Of course I didn’t say any of this.

Now, Kim and I laughed. Kim knows I’m a good sport. I joked to Hillary that at least we know she didn’t Google me. Ha ha ha.

This interaction left Hillary embarrassed (rightly) and befuddled (natch). Even though I’m a good sport, that’s not going to stop me from (anonymously) putting Hillary on blast.

I mean. What the hell? What on earth would lead a professional woman to be so desperate for gender conformity on a professional phone call that she would behave this way? It’s not a call set up by Match.com. It’s a professional meeting. To discuss contracts. And indemnity. And licensing provisions. Boring stuff for most of the world; not me, of course, I love that stuff.

Who the hell cares whether she is talking to two women, a man and a woman, a woman and a Butch, or – two aliens, for that matter?

Is she going to defer to the person she thought was a man? Is she going to ask me out on a date? What was she doing being so concerned? Maybe the man should be doing the speaking and if he’s not, then he’s clearly not on the call yet. Should we wait?

I’ve been on conference calls before with a bunch of men. I’ve no issue asking the people to announce themselves so I get a chance to place the voices. Occasionally, I ask if the person who just spoke was soandso. But, to get absolutely tripped up over the fact that I’m speaking and my name doesn’t match my voice? It’s a new level of gender policing.

Though I despise the bathroom double takes and mistaken Sirs, at least those have an explanation – however feeble or rooted in ignorance they may be. This one left me perplexed. Shaking my head, as it were.

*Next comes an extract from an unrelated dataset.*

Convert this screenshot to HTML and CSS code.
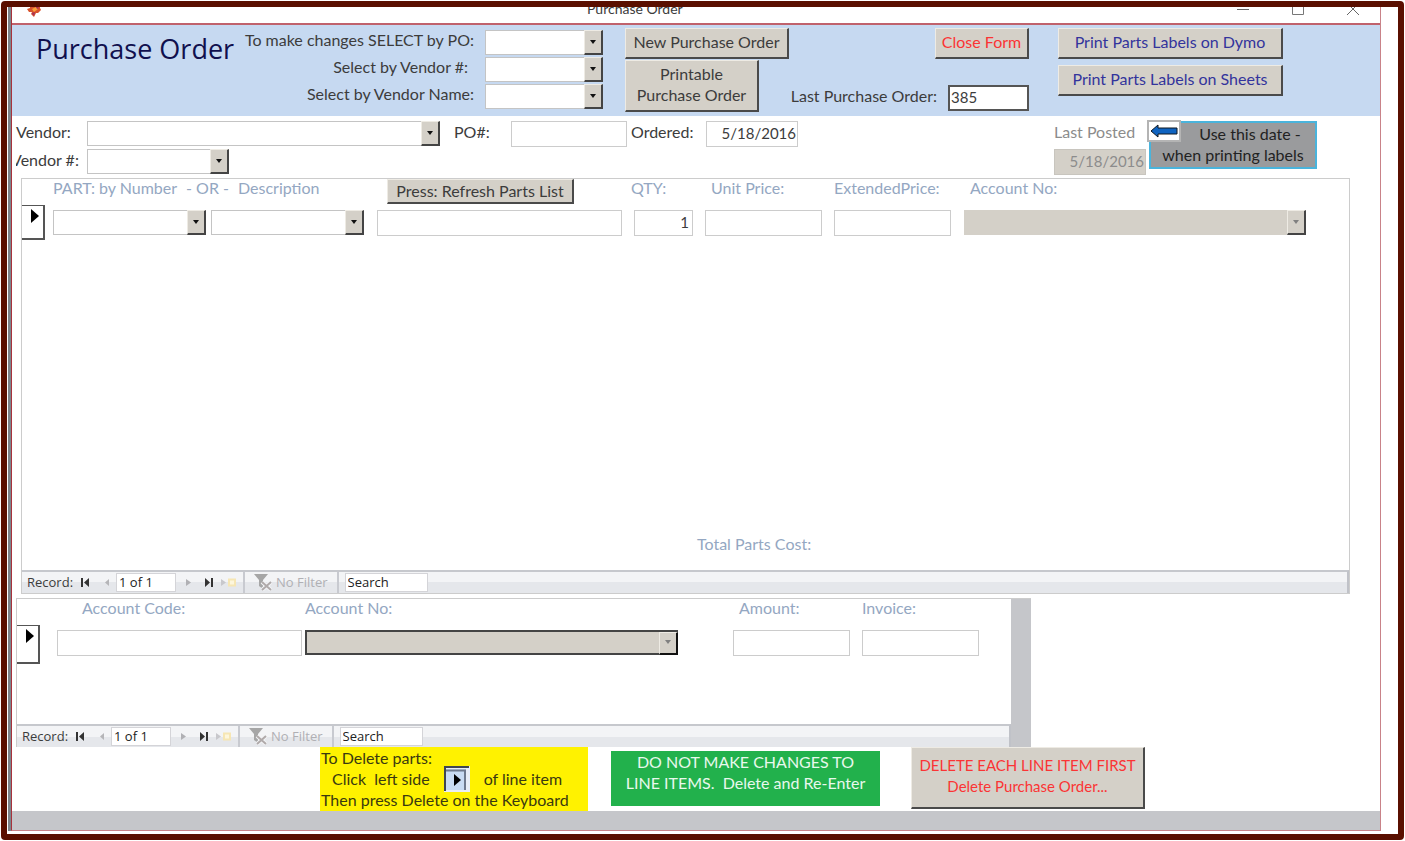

News flash Hillary: Not all women are named womanly names and not all men are named manly names. Sometimes, a woman is named Pat, or Hunter, or Michael (grrrowl). Sometimes, a man is named Kelsey, or Michele, or Shannon. And sometimes, a Butch is named Tristan. A big ol’ woman-identified Butch. Get over it.

Have any of you ever experienced this kind of crazy policing on the phone?

It’s Butch to stop gender policing. Be Butch.